Clyfford Still Museum
Held Impermanence Notecards
Held Impermanence Notecards
In the Museum’s largest six galleries, Katherine Simóne Reynolds illuminates competing desires held in constant tension at the Clyfford Still Museum. The collection reflects Still’s ambitious attempt to keep his collection intact, a commitment that allows us to see his works alongside paintings made in painful transitions, and others that bear the scars of time. Held Impermanence asks visitors to consider healing and rest over time; how we respond to this collection with our bodies; and to contend with his and our mortality—and, with it, a shared desire to hold impermanence.
The two notecards:
A note card with a photograph of the exterior view of the Metropolitan Museum of Art, New York in 1979. Blank inside. Quote on the back: “Why do I want something permanent? Only the gallery is permanent. The pictures come and go like trash through the streets. After a while the pictures are junked.” –Clyfford Still diary note, January 23rd, 1975. On view in gallery 9.

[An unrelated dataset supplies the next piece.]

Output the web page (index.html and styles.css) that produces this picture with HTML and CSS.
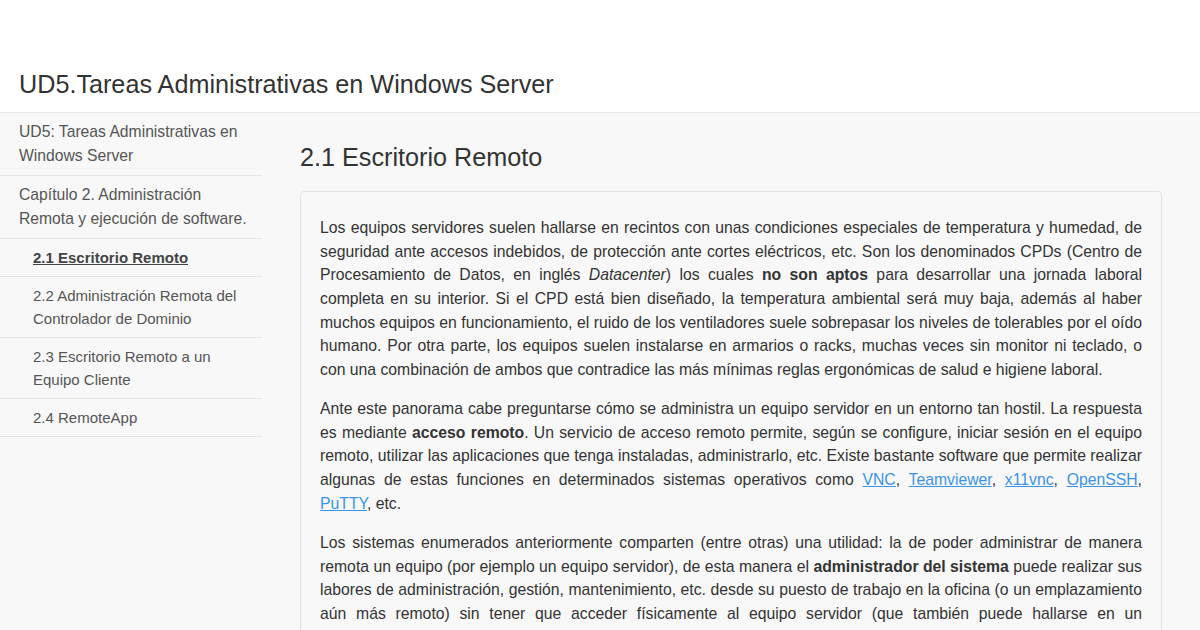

This photograph documents the massive banner that hung outside of The Metropolitan Museum of Art in New York that hosted Clyfford Still’s long-awaited 1979 retrospective. The exhibition featured over 80 paintings, constituting the largest exhibition of his work to date. The exhibition was precarious; Still threatened to cancel in multiple letters over years between different curators and collectors. He pushed through his own uncertainty and fear and mounted what became his swan song; Still would pass away five months later. The blood-red banner becomes a totem, catching and releasing in the wind.
A note card with painting PH-133, 1960 (palette knife- and brush-applied oil paint on canvas) on view in gallery 5. Still's vision for his collection was so unparalleled to any other artist's wish at the end of his life.